EXERCISE
Identify each line below containing the string "React" and copy it.

SUPPLIED INFORMATION
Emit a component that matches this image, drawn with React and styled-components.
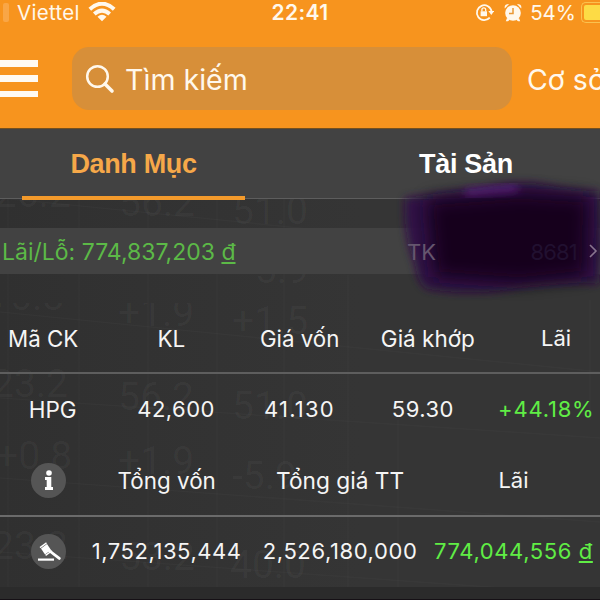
import React from "react";
import styled, { createGlobalStyle } from "styled-components";

const Global = createGlobalStyle`
  *{box-sizing:border-box}
  html,body{margin:0;width:600px;height:600px;overflow:hidden;background:#333}
  body{font-family:Inter,"Noto Sans",sans-serif;color:#f5f5f5}
`;
const Screen = styled.main`
  position:relative;isolation:isolate;width:600px;height:600px;overflow:hidden;background:linear-gradient(90deg,#303030,#353535 60%);
  display:flex;flex-direction:column;
`;
const Header = styled.header`
  height:129px;flex:none;background:#f7941e;border-bottom:1px solid #75501f;color:#fff8ec;
`;
const StatusBar = styled.div`
  height:25px;display:grid;grid-template-columns:1fr auto 1fr;grid-template-rows:25px;align-items:center;
`;
const StatusGroup = styled.div`
  display:flex;align-items:center;height:25px;justify-content:${(p) => (p.$end ? "flex-end" : "flex-start")};
`;
const Signal = styled.i`width:6px;height:19px;border-radius:2px;background:#f9a646;margin-left:3px`;
const Txt = styled.span`
  display:inline-block;white-space:nowrap;line-height:25px;
  padding-top:${(p) => p.$drop ?? 0}px;
  font-size:${(p) => p.$size || 22}px;
  font-weight:${(p) => p.$weight || 400};
  letter-spacing:${(p) => p.$track || 0}px;
  color:${(p) => p.$color || "inherit"};
  margin-left:${(p) => p.$gap || 0}px;
`;
const WifiIcon = styled.svg`margin-left:8px`;
const AlarmIcon = styled.svg`margin-left:10px`;
const Chevron = styled.svg`margin-left:12px`;
const Battery = styled.i`
  width:19px;height:21px;margin-left:5px;padding:2px 0 2px 2px;border:1.5px solid #fac24f;border-right:0;border-radius:5px 0 0 5px;
  &::before{content:"";display:block;height:100%;background:#fddb45;border-radius:2px 0 0 2px}
`;
const Toolbar = styled.div`
  display:flex;align-items:center;height:63px;margin-top:22px;
`;
const Burger = styled.div`
  width:38px;height:37px;flex:none;display:flex;flex-direction:column;justify-content:space-between;
  i{height:6.5px;background:#fffaf2}
`;
const Search = styled.div`
  margin-left:34px;width:440px;height:63px;flex:none;border-radius:17px;background:#d78f39;display:flex;align-items:center;padding-left:13px;
`;
const Tabs = styled.nav`
  height:70px;flex:none;display:grid;grid-template-columns:267px 1fr;background:#424242;border-bottom:1px solid #5d5d5d;
`;
const Tab = styled.div`
  height:71px;padding-top:20px;text-align:center;font:bold 27px/31px "Liberation Sans",Arial,sans-serif;
  letter-spacing:${(p) => p.$track}px;color:${(p) => (p.$active ? "#f6a849" : "#fff")};
  margin-left:${(p) => (p.$active ? 22 : 65)}px;margin-right:${(p) => (p.$active ? 22 : 0)}px;
  border-bottom:${(p) => (p.$active ? "4px solid #f39a2b" : "0")};
`;
const Summary = styled.div`
  height:46px;flex:none;margin-top:29px;padding:0 2px;background:#424242;color:#5cb947;display:flex;align-items:center;
`;
const Unit = styled.span`text-decoration:underline;text-decoration-thickness:2px;text-underline-offset:2px`;
const Account = styled.span`
  position:relative;z-index:2;margin-left:auto;width:191px;display:flex;align-items:center;
`;
const Tail = styled.span`margin-left:auto`;
const Row = styled.div`
  flex:none;display:grid;align-items:center;justify-items:center;
  grid-template-columns:${(p) => p.$cols};
  height:${(p) => p.$h}px;
  margin-left:${(p) => p.$shift || 0}px;
`;
const Rule = styled.div`flex:none;height:2px;background:${(p) => p.$color}`;
const Round = styled.div`
  width:35px;height:35px;border-radius:50%;background:#555;display:flex;align-items:center;justify-content:center;
`;
const Footer = styled.div`flex:1;background:#2b2b2b;border-bottom:1px solid #151015`;
const Table = styled.section`flex:none;padding-top:29px;height:313px`;
const Overlay = styled.svg`
  position:absolute;left:0;top:0;width:600px;height:600px;pointer-events:none;
  z-index:${(p) => (p.$behind ? -1 : 1)};
`;

const upperMarks = [[-16, 207, "-26.2"], [119, 216, "56.2"], [232, 224, "51.0"], [244, 283, "-5.9"]];
const lowerMarks = [
  [-12, 310, "+0.8"], [118, 326, "+1.9"], [232, 334, "+1.5"],
  [-8, 397, "23.2"], [118, 410, "56.2"], [232, 419, "51.0"],
  [-4, 469, "+0.8"], [118, 474, "+1.9"], [232, 489, "-5.9"],
  [-8, 559, "23.2"], [119, 570, "53.2"], [230, 578, "40.0"],
];
const lines = [
  "M0 312L600 372", "M0 398L600 438", "M0 478L600 522", "M0 552L600 595", "M0 198L600 258",
  "M8 199V587", "M79 199V587", "M148 199V587", "M217 199V587", "M284 199V587", "M348 275V587", "M398 420V587", "M590 300V420",
];

function Backdrop() {
  return (
    <Overlay $behind viewBox="0 0 600 600">
      <defs><clipPath id="lower"><rect y="303" width="600" height="284" /></clipPath></defs>
      <g fontFamily="Roboto, sans-serif" fontSize="39" fill="#fff" fillOpacity=".038">
        {upperMarks.map(([x, y, t]) => <text key={x + "/" + y} x={x} y={y}>{t}</text>)}
        <g clipPath="url(#lower)">
          {lowerMarks.map(([x, y, t]) => <text key={x + "/" + y} x={x} y={y}>{t}</text>)}
        </g>
      </g>
      {lines.map((d) => <path key={d} d={d} stroke="#fff" strokeOpacity=".02" strokeWidth="1.5" />)}
    </Overlay>
  );
}

function Scribble() {
  return (
    <Overlay viewBox="0 0 600 600">
      <defs>
        <filter id="soft" x="-10%" y="-20%" width="120%" height="140%"><feGaussianBlur stdDeviation="4" /></filter>
        <filter id="softer" x="-30%" y="-30%" width="160%" height="160%"><feGaussianBlur stdDeviation="9" /></filter>
        <filter id="glow" x="-30%" y="-100%" width="160%" height="300%"><feGaussianBlur stdDeviation="4" /></filter>
      </defs>
      <path filter="url(#soft)" fill="#2e0d47" fillOpacity=".93" d="M405 198Q440 193 480 188Q515 180 541 184Q575 191 599 191L602 240L599 284Q570 281 525 286Q480 297 428 289Q418 285 415 264Q403 235 405 198Z" />
      <path filter="url(#softer)" fill="#13001f" d="M427 200L520 193L589 197L587 276L520 283L434 277Z" />
      <path filter="url(#glow)" stroke="#6a2293" strokeOpacity=".7" strokeWidth="7" fill="none" d="M465 193Q490 190 518 188" />
    </Overlay>
  );
}

export default function App() {
  return (
    <Screen>
      <Global />
      <Backdrop />
      <Header>
        <StatusBar>
          <StatusGroup>
            <Signal />
            <Txt $size={20.5} $gap={8} $track={0.3}>Viettel</Txt>
            <WifiIcon width="28" height="21" viewBox="0 0 28 21">
              <g fill="none" stroke="#fff8ec" strokeWidth="4">
                <path d="M1.8 7.2Q14-3.8 26.2 7.2" /><path d="M6.3 12Q14 5.2 21.7 12" />
              </g>
              <path d="M9.5 14.7Q14 11 18.5 14.7L14 19.3Z" fill="#fff8ec" />
            </WifiIcon>
          </StatusGroup>
          <Txt $size={21} $weight={600} $track={0.4}>22:41</Txt>
          <StatusGroup $end>
            <svg width="19" height="19" viewBox="0 0 19 19">
              <path d="M14.8 14.6A7.4 7.4 0 1 1 16.6 8.4" fill="none" stroke="#fff8ec" strokeWidth="1.8" />
              <path d="M13.3 8H19.2L16.3 12Z" fill="#fff8ec" />
              <path d="M5.6 8.3H12V13.2H5.6Z" fill="#fff8ec" /><path d="M6.9 8.5V6.7a1.9 1.9 0 0 1 3.8 0V8.5" fill="none" stroke="#fff8ec" strokeWidth="1.3" />
            </svg>
            <AlarmIcon width="18" height="19" viewBox="0 0 18 19">
              <g fill="#fff8ec"><circle cx="9" cy="10" r="7.8" /><path d="M.8 5.6Q-.2 1.2 5.1 1.1ZM17.2 5.6Q18.2 1.2 12.9 1.1ZM3 15L1.8 18.2H4L6 16.5ZM15 15L16.2 18.2H14L12 16.5Z" /></g>
              <path d="M9 5V10.4H5" fill="none" stroke="#e99835" strokeWidth="1.5" />
            </AlarmIcon>
            <Txt $size={20.5} $gap={8}>54%</Txt>
            <Battery />
          </StatusGroup>
        </StatusBar>
        <Toolbar>
          <Burger><i /><i /><i /></Burger>
          <Search>
            <svg width="30" height="30" viewBox="0 0 30 30" fill="none" stroke="#fff8ec">
              <circle cx="12.5" cy="12.5" r="10.3" strokeWidth="2.5" /><path d="M20 20L27 27" strokeWidth="3.6" strokeLinecap="round" />
            </svg>
            <Txt $size={28.6} $gap={10} $drop={1}>Tìm kiếm</Txt>
          </Search>
          <Txt $size={28.5} $gap={15} $drop={1}>Cơ sở</Txt>
        </Toolbar>
      </Header>
      <Tabs>
        <Tab $active $track={-0.35}>Danh Mục</Tab>
        <Tab $track={-0.3}>Tài Sản</Tab>
      </Tabs>
      <Summary>
        <Txt $size={23} $drop={2}>Lãi/Lỗ: 774,837,203 <Unit>đ</Unit></Txt>
        <Account>
          <Txt $color="#65566e" $drop={2}>TK</Txt>
          <Tail><Txt $color="#211030" $drop={2} $track={-0.8}>8681</Txt></Tail>
          <Chevron width="9" height="14" viewBox="0 0 9 14"><path d="M1 1L7 7L1 13" stroke="#88758f" strokeWidth="1.6" fill="none" /></Chevron>
        </Account>
      </Summary>
      <Table>
        <Row $cols="repeat(5,128.25px)" $shift={-21} $h={69}>
          <Txt $drop={1} $size={22.3}>Mã CK</Txt><Txt $drop={1} $size={22.5}>KL</Txt><Txt $drop={1} $size={22.3}>Giá vốn</Txt><Txt $drop={1} $size={22.5}>Giá khớp</Txt><Txt $drop={1}>Lãi</Txt>
        </Row>
        <Rule $color="#5e5e5e" />
        <Row $cols="repeat(5,123.4px)" $shift={-9} $h={71}>
          <Txt $size={22.5}>HPG</Txt><Txt $track={0.5}>42,600</Txt><Txt $track={1.2}>41.130</Txt><Txt $track={0.5}>59.30</Txt><Txt $track={0.8} $color="#60ed45">+44.18%</Txt>
        </Row>
        <Row $cols="63px repeat(3,173.4px)" $shift={17} $h={70}>
          <Round>
            <svg width="10" height="20" viewBox="0 0 10 20" fill="#fff"><circle cx="5" cy="3" r="2.8" /><path d="M1 7H7.3V17H9V20H1V17H2.7V10H1Z" /></svg>
          </Round>
          <Txt $size={22.4}>Tổng vốn</Txt><Txt $size={22.7}>Tổng giá TT</Txt><Txt>Lãi</Txt>
        </Row>
        <Rule $color="#6b6b6b" />
        <Row $cols="63px repeat(3,173.4px)" $shift={17} $h={69}>
          <Round>
            <svg width="24" height="20" viewBox="0 0 24 20" fill="#fff">
              <path d="M4 6.6L10 2L14 8L8 12.4Z" /><path d="M3 5.6L9.5.9M8.6 13.4L15 8.8" stroke="#fff" strokeWidth="1.4" /><path d="M12 8.5L22.3 16.4" stroke="#fff" strokeWidth="2.8" strokeLinecap="round" /><path d="M1 16.5H17V18.7H1Z" />
            </svg>
          </Round>
          <Txt $track={0.55}>1,752,135,444</Txt><Txt $track={0.6}>2,526,180,000</Txt><Txt $track={0.6} $color="#60ed45">774,044,556 <Unit>đ</Unit></Txt>
        </Row>
      </Table>
      <Footer />
      <Scribble />
    </Screen>
  );
}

COMPLETE OUTPUT
Emit a component that matches this image, drawn with React and styled-components.
import React from "react";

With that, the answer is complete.